16. With respect to the plaintiff’s first argument I am at a loss how the headings can override the wording of the substantive sections of the statute which are so express in their barring of proceedings against the institution. In any event the plaintiff’s unilateral classification of the sections within the Part VI and their effect is not supported by any authority. The arguments on the preliminary objection are, contrary to the averment of the plaintiff, not based on liquidation, but on receivership. The 2nd and 3rd defendants aver that the institution was placed under receivership. In my view the placing of a provision of the law such as Section 56(2) under the same part which provides for all the three situations: receivership, winding up and liquidation is significant in that it is deemed to apply in respect of all the three situations. The case law relied upon by the 2nd and 3rd defendants is quite on point: the courts were considering institutions under receivership and the plaintiff’s argument that no evidence of liquidation has been presented is not correct. I am persuaded by the decisions in the cases quoted by the 2nd and 3rd defendants that the provisions covers even institutions that are under receivership and I will not deviate from them.

17. Concerning the second argument by the plaintiff, I note that the provisions of section 56 (2) include a bar against institution of proceedings against “the institution.” The argument therefore can not stand. Proceedings of all kind against the institution without court sanction are barred.

18. I now turn to the plaintiff’s third argument.

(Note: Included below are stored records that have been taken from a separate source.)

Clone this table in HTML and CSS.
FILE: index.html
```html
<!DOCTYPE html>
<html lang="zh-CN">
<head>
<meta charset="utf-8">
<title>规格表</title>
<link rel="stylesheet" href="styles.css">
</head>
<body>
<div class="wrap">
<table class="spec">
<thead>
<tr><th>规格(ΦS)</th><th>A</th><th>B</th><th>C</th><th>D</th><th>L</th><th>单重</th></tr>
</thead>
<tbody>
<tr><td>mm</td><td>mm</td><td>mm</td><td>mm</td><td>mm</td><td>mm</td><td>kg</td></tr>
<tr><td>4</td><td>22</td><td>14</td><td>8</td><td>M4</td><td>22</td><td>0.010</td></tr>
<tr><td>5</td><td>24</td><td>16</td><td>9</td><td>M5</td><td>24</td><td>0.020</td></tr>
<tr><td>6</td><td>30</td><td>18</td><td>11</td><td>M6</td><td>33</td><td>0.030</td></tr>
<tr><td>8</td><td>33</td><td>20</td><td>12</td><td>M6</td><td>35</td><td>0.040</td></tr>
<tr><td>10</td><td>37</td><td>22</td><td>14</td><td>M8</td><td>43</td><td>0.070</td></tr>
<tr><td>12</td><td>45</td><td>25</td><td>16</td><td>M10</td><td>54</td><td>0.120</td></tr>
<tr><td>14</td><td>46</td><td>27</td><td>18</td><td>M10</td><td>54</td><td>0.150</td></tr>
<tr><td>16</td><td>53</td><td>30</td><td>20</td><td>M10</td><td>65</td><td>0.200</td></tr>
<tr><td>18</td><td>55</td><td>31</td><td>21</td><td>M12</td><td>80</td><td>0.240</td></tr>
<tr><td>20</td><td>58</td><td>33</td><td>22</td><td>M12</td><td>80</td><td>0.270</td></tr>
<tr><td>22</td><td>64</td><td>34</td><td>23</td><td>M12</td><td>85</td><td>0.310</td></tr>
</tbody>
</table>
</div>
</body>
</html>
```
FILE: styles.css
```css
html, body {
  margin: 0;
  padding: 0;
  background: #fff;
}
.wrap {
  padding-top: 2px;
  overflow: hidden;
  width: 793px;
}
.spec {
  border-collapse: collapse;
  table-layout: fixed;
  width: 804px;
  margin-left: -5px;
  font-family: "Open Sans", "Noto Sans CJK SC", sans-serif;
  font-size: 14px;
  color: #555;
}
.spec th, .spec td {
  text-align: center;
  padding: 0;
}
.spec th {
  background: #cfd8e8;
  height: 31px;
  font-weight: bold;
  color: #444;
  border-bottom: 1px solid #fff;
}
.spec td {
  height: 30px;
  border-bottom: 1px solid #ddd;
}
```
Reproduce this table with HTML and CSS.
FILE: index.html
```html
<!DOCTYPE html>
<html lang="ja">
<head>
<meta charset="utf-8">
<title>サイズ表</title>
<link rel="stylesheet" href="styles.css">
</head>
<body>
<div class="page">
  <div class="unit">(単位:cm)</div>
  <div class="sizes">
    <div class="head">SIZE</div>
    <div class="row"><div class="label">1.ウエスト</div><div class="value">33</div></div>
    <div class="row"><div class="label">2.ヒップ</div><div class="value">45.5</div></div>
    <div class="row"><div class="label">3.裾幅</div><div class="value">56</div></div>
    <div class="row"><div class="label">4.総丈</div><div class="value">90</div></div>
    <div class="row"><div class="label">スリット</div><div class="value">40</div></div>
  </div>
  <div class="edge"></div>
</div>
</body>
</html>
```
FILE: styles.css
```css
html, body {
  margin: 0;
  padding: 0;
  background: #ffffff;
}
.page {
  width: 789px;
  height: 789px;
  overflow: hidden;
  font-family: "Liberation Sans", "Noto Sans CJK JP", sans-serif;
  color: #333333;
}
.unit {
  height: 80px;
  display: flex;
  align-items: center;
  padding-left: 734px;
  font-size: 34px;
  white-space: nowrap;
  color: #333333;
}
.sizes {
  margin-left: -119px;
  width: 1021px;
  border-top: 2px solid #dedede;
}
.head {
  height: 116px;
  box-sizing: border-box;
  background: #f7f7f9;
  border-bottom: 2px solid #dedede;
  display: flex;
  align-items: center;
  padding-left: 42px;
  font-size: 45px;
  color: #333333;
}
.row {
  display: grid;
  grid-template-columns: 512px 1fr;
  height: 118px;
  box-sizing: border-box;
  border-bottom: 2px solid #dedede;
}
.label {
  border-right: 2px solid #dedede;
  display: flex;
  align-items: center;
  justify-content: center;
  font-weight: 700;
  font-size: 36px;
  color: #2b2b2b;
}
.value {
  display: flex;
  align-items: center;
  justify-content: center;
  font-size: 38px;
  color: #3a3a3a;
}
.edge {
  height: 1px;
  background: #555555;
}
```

Section 45 of the Act stipulates as follows:

“45.  Submission by institutions

(1) Where control of an institution has been assumed under Section 44(2)(b)-

(a) the institution and its officers shall-

(i) immediately submit its assets, liabilities, businesses and affairs to such control; and

(ii) provide the Corporation and, if the control is assumed by the appointed person, to such appointed person, all such facilities as may be required to carry on the businesses  and to manage the assets, liabilities and affairs, including disposal of assets, of the institution;

(b) the Corporation or the appointed person, as the case  may be, shall-

(i) remain in control of the assets, liabilities, businesses and   affairs of the institution concerned; and

(ii) carry on the businesses and manage the assets, liabilities  and affairs of that institution in the name and on behalf of  that institution including disposal of assets until such appointment is revoked by the Corporation.

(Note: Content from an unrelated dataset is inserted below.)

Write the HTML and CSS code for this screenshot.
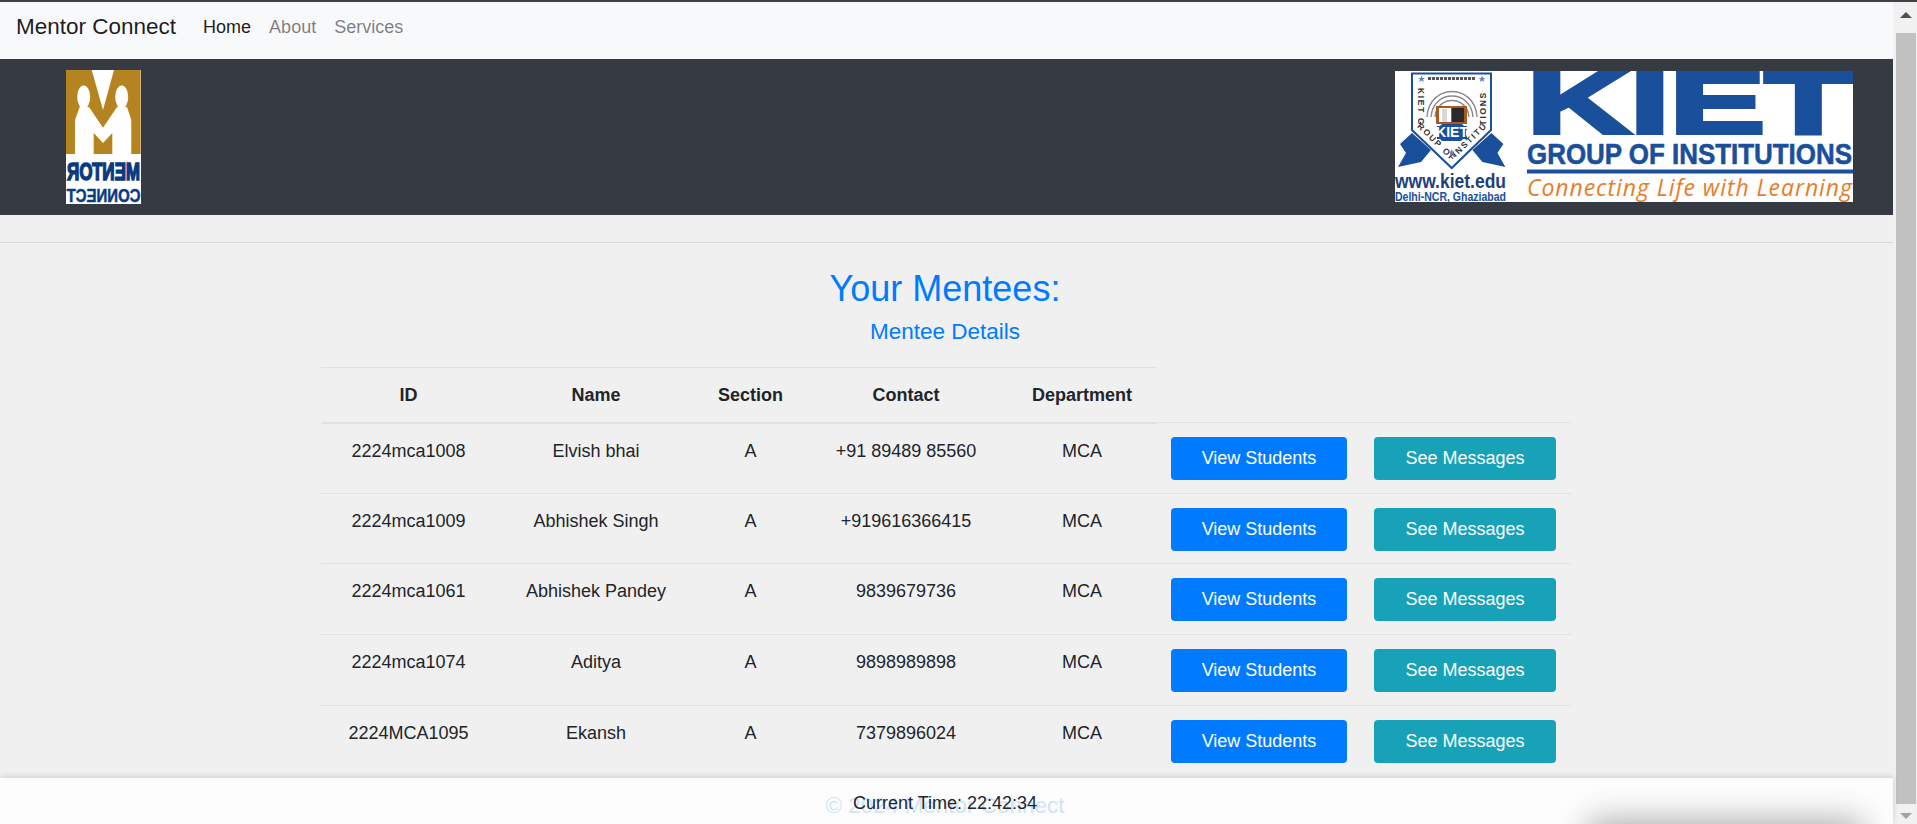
FILE: index.html
```html
<!doctype html>
<html lang="en">
<head>
<meta charset="utf-8">
<title>Mentor Connect</title>
<link rel="stylesheet" href="styles.css">
</head>
<body>

<div class="topline"></div>
<div class="window">
  <div class="page">
    <nav class="navbar">
      <a class="brand" href="#">Mentor Connect</a>
      <a class="nav-link active" href="#">Home</a>
      <a class="nav-link" href="#">About</a>
      <a class="nav-link" href="#">Services</a>
    </nav>

    <header class="banner">
      <svg class="logo-mentor" viewBox="0 0 75 134" role="img" aria-label="Mentor Connect logo">
        <rect width="75" height="134" fill="#fff"/>
        <rect width="74.6" height="84" fill="#b58320"/>
        <path d="M25.7 0H48L37 40Z" fill="#fff"/>
        <ellipse cx="17.7" cy="27" rx="6.5" ry="11.5" fill="#fff"/>
        <ellipse cx="55.7" cy="27" rx="6.5" ry="11.5" fill="#fff"/>
        <path d="M13.7 37 9 50V84H27.7V63L37 73l9.3-10V84H65.3V50L61 37H51L37 57.7 23 37Z" fill="#fff"/>
        <g class="mirror" transform="translate(75 0) scale(-1 1)">
          <text class="logo-mentor-big" x="1" y="110" textLength="73" lengthAdjust="spacingAndGlyphs">MENTOR</text>
          <text class="logo-mentor-small" x="0.5" y="132" textLength="74" lengthAdjust="spacingAndGlyphs">CONNECT</text>
        </g>
      </svg>

      <svg class="logo-kiet" viewBox="0 0 458 131" role="img" aria-label="KIET Group of Institutions logo">
        <rect width="458" height="131" fill="#fff"/>
        <!-- crest -->
        <path d="M17 62 5 73l6 9-8 14 23-5 10-12ZM96.400 62l12 11-6 9 8 14-23-5-10-12Z" fill="#1a4f9c"/>
        <path d="M17 2.500H96V59L56.700 97 17 59Z" fill="#fff" stroke="#1a4f9c" stroke-width="2"/>
        <path d="M33 7.500H80" class="crest-motto"/>
        <path d="M26.500 4.500l1 2.400 2.500.1-2 1.500.8 2.500-2.300-1.500-2.200 1.500.8-2.500-2-1.500 2.500-.1ZM87 4.500l1 2.400 2.500.1-2 1.500.8 2.500-2.300-1.500-2.200 1.500.8-2.500-2-1.500 2.500-.1Z" fill="#5f86c0"/>
        <path d="M32 46C34 12 80 12 82 46" class="crest-arch"/>
        <path d="M36 46C38 18 76 18 78 46" class="crest-arch"/>
        <path d="M40 46C42 24 72 24 74 46" class="crest-arch"/>
        <rect x="41" y="35" width="31" height="18" fill="#a85a20"/>
        <rect x="44" y="37" width="12" height="14" fill="#fff"/>
        <rect x="47" y="38" width="5" height="13" fill="#d8d8d8"/>
        <rect x="57" y="37" width="12" height="14" fill="#2a2a2a"/>
        <path d="M42 55h3l2-2h20l2 2h3v3l-1 2v4l1 2v2h-4l-2 2H47l-2-2h-3v-2l1-2v-4l-1-2Z" fill="#1a4f9c"/>
        <text class="crest-gear" x="57" y="66" text-anchor="middle">KIET</text>
        <path id="crestEdge" d="M23 17V57L56.700 90 91 57V15" fill="none"/>
        <text class="crest-ring"><textPath href="#crestEdge" textLength="170" startOffset="0">KIET GROUP OF INSTITUTIONS</textPath></text>
        <path d="M56.700 78l1 2.400 2.500.1-2 1.500.8 2.500-2.300-1.500-2.200 1.500.8-2.500-2-1.500 2.500-.1Z" fill="#5f86c0"/>
        <text class="crest-url" x="0" y="117" textLength="111" lengthAdjust="spacingAndGlyphs">www.kiet.edu</text>
        <text class="crest-place" x="0" y="130" textLength="111" lengthAdjust="spacingAndGlyphs">Delhi-NCR, Ghaziabad</text>
        <!-- wordmark -->
        <text class="kiet-word" x="132" y="62" textLength="325" lengthAdjust="spacingAndGlyphs">KIET</text>
        <text class="kiet-group" x="132" y="93" textLength="325" lengthAdjust="spacingAndGlyphs">GROUP OF INSTITUTIONS</text>
        <rect x="132" y="98.500" width="326" height="4" fill="#1a4f9c"/>
        <text class="kiet-tag" x="132" y="125" textLength="325" lengthAdjust="spacing">Connecting Life with Learning</text>
      </svg>
    </header>

    <hr class="rule">

    <main class="content">
      <h2 class="title">Your Mentees:</h2>
      <h4 class="subtitle">Mentee Details</h4>

      <table class="mentees">
        <thead>
          <tr>
            <th class="col-id">ID</th>
            <th class="col-name">Name</th>
            <th class="col-section">Section</th>
            <th class="col-contact">Contact</th>
            <th class="col-dept">Department</th>
          </tr>
        </thead>
        <tbody>
          <tr>
            <td>2224mca1008</td><td>Elvish bhai</td><td>A</td><td>+91 89489 85560</td><td>MCA</td>
            <td class="col-view"><a class="btn btn-primary" href="#">View Students</a></td>
            <td class="col-msg"><a class="btn btn-info" href="#">See Messages</a></td>
          </tr>
          <tr>
            <td>2224mca1009</td><td>Abhishek Singh</td><td>A</td><td>+919616366415</td><td>MCA</td>
            <td class="col-view"><a class="btn btn-primary" href="#">View Students</a></td>
            <td class="col-msg"><a class="btn btn-info" href="#">See Messages</a></td>
          </tr>
          <tr>
            <td>2224mca1061</td><td>Abhishek Pandey</td><td>A</td><td>9839679736</td><td>MCA</td>
            <td class="col-view"><a class="btn btn-primary" href="#">View Students</a></td>
            <td class="col-msg"><a class="btn btn-info" href="#">See Messages</a></td>
          </tr>
          <tr>
            <td>2224mca1074</td><td>Aditya</td><td>A</td><td>9898989898</td><td>MCA</td>
            <td class="col-view"><a class="btn btn-primary" href="#">View Students</a></td>
            <td class="col-msg"><a class="btn btn-info" href="#">See Messages</a></td>
          </tr>
          <tr>
            <td>2224MCA1095</td><td>Ekansh</td><td>A</td><td>7379896024</td><td>MCA</td>
            <td class="col-view"><a class="btn btn-primary" href="#">View Students</a></td>
            <td class="col-msg"><a class="btn btn-info" href="#">See Messages</a></td>
          </tr>
        </tbody>
      </table>
    </main>

    <footer class="footer">
      <p class="copyright">© 2024 Mentor Connect</p>
      <p class="clock">Current Time: 22:42:34</p>
      <div class="footer-blob"></div>
    </footer>
  </div>

  <aside class="scrollbar">
    <span class="arrow arrow-up"></span>
    <span class="thumb"></span>
    <span class="arrow arrow-down"></span>
  </aside>
</div>

</body>
</html>
```

FILE: styles.css
```css
* {
  box-sizing: border-box;
}
html, body {
  height: 100%;
}
body {
  margin: 0;
  font: 18px/1.5 "Liberation Sans", Arial, sans-serif;
  color: #212529;
  background: #f0f0f0;
  overflow: hidden;
}
.topline {
  height: 2px;
  background: #3d4349;
}
.window {
  display: flex;
  height: 822px;
}
.page {
  flex: 1;
  min-width: 0;
  display: flex;
  flex-direction: column;
}

/* navbar */
.navbar {
  height: 57px;
  flex-shrink: 0;
  display: flex;
  align-items: center;
  padding: 0 0 7px 16px;
  background: #f8f9fa;
}
.brand {
  font-size: 22.5px;
  color: rgba(0, 0, 0, 0.9);
  text-decoration: none;
  margin-right: 18px;
}
.nav-link {
  padding: 0 9px;
  color: rgba(0, 0, 0, 0.5);
  text-decoration: none;
}
.nav-link.active {
  color: rgba(0, 0, 0, 0.9);
}

/* logos */
.banner {
  height: 156px;
  flex-shrink: 0;
  display: flex;
  justify-content: space-between;
  align-items: center;
  padding: 0 40px 0 66px;
  background: #363a42;
}
.logo-mentor {
  width: 75px;
  height: 134px;
}
.logo-kiet {
  width: 458px;
  height: 131px;
  margin-top: -1px;
}
.logo-mentor-big {
  font: 700 23px "Liberation Sans", sans-serif;
  fill: #0b3a80;
  stroke: #0b3a80;
  stroke-width: 1.5;
}
.logo-mentor-small {
  font: 700 18px "Liberation Sans", sans-serif;
  fill: #0b3a80;
  stroke: #0b3a80;
  stroke-width: 0.5;
}
.crest-motto {
  stroke: #555;
  stroke-width: 3;
  stroke-dasharray: 3 1;
  fill: none;
}
.crest-arch {
  fill: none;
  stroke: #8a8a8a;
  stroke-width: 1.4;
}
.crest-gear {
  font: 700 14px "Liberation Sans", sans-serif;
  fill: #fff;
}
.crest-ring {
  font: 700 8.5px "Liberation Sans", sans-serif;
  fill: #333;
}
.crest-url {
  font: 700 20px "Liberation Sans", sans-serif;
  fill: #1d3f80;
}
.crest-place {
  font: 700 12px "Liberation Sans", sans-serif;
  fill: #1a4f9c;
}
.kiet-word {
  font: 700 89px "Liberation Sans", sans-serif;
  fill: #1a4f9c;
  stroke: #1a4f9c;
  stroke-width: 4;
}
.kiet-group {
  font: 700 30px "Liberation Sans", sans-serif;
  fill: #1a4f9c;
  stroke: #1a4f9c;
  stroke-width: 0.6;
}
.kiet-tag {
  font: italic 400 23px "Open Sans", sans-serif;
  fill: #e87d27;
}

.rule {
  flex-shrink: 0;
  margin: 27px 0 0;
  border: 0;
  border-top: 1px solid #dadada;
}

/* mentee table */
.content {
  flex: 1;
  min-height: 0;
  overflow: hidden;
  text-align: center;
  padding: 24px 3px 0 0;
}
.title {
  margin: 0 0 8px;
  font-size: 36px;
  font-weight: 400;
  line-height: 1.2;
  color: #007bff;
}
.subtitle {
  margin: 0 0 22px;
  font-size: 22.5px;
  font-weight: 400;
  line-height: 1.2;
  color: #007bff;
}
.mentees {
  width: 1250px;
  margin: 0 0 0 321px;
  table-layout: fixed;
  border-collapse: collapse;
}
.mentees th {
  height: 55px;
  padding: 1px 12px 0;
  font-weight: 700;
  border-top: 1px solid #dee2e6;
  border-bottom: 2px solid #dee2e6;
}
.mentees td {
  height: 70.6px;
  padding: 14px 12px 12px;
  vertical-align: top;
  border-top: 1px solid #dee2e6;
}
.col-id { width: 175px; }
.col-name { width: 200px; }
.col-section { width: 109px; }
.col-contact { width: 202px; }
.col-dept { width: 150px; }
.mentees td.col-view {
  padding: 14px 17px 12px 14px;
}
.mentees td.col-msg {
  padding: 14px 15px 12px 10px;
}
.btn {
  display: block;
  height: 43px;
  line-height: 41px;
  border: 1px solid transparent;
  border-radius: 4px;
  color: #fff;
  text-decoration: none;
}
.btn-primary {
  background: #007bff;
}
.btn-info {
  background: #17a2b8;
}

/* footer */
.footer {
  position: relative;
  height: 46px;
  flex-shrink: 0;
  overflow: hidden;
  background: #fdfdfd;
  box-shadow: 0 -1px 6px rgba(0, 0, 0, 0.15);
  text-align: center;
}
.copyright {
  margin: 10px 3px 0 0;
  font-size: 22.5px;
  line-height: 36px;
  color: #cfe3fb;
}
.clock {
  position: absolute;
  left: 0;
  right: 3px;
  top: 12px;
  margin: 0;
  font-size: 18px;
  color: #212529;
}
.footer-blob {
  position: absolute;
  left: 1600px;
  bottom: -28px;
  width: 250px;
  height: 20px;
  box-shadow: 0 0 32px 12px rgba(0, 0, 0, 0.32);
}

/* fake window scrollbar */
.scrollbar {
  width: 24px;
  flex-shrink: 0;
  display: flex;
  flex-direction: column;
  align-items: center;
  background: #f1f1f1;
  padding: 10px 1px 5px 3px;
}
.arrow {
  width: 0;
  height: 0;
  border-left: 6px solid transparent;
  border-right: 6px solid transparent;
}
.arrow-up {
  border-bottom: 6px solid #505050;
}
.arrow-down {
  border-top: 6px solid #a3a3a3;
}
.thumb {
  width: 100%;
  height: 771px;
  margin: 15px 0 9px;
  background: #c1c1c1;
}
```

(2) Throughout the period of control of an institution, there  shall be vested in the Corporation or in the appointed  person, as the case may be, all the powers of the institution, and of its directors, under the constituent documents of that institution, or exercisable by the institution or its directors under any law, regardless of whether such powers are exercisable by resolution, special resolution or in any other manner.

(3) During the period of control of an institution-

(a) no director of the institution shall, either directly or indirectly, engage in any activity in relation to the institution, except as may be required or authorized by the Corporation or the appointed person, as the case may be; and

(b) no remuneration of whatever nature shall accrue or be  payable to any director of the institution, except such as may be approved in writing by the Corporation or the appointed person as the case may be, in relation to any activity required or authorized as aforesaid by the  Corporation or the appointed person, as the case may be.

(4) An exercise of the power under section 44(2)(b) shall not confer on, or vest in, the Corporation or the appointed person, as the case may be, any title to, or any beneficial   interest in, any asset of the institution.

(5) Where the Corporation or the appointed person has assumed control of an institution, the Corporation or the appointed person shall-

(a) be deemed to be acting as the agent of the institution in carrying on the businesses and managing the assets, liabilities and affairs of the institution or in carrying out any  transaction relating to the institution or its assets, businesses and affairs, including disposal of assets; and

(b) not, by reason of having assumed control of the institution  or any action taken by it, be held to have assumed or incurred any obligation or liability of the institution for its  own account.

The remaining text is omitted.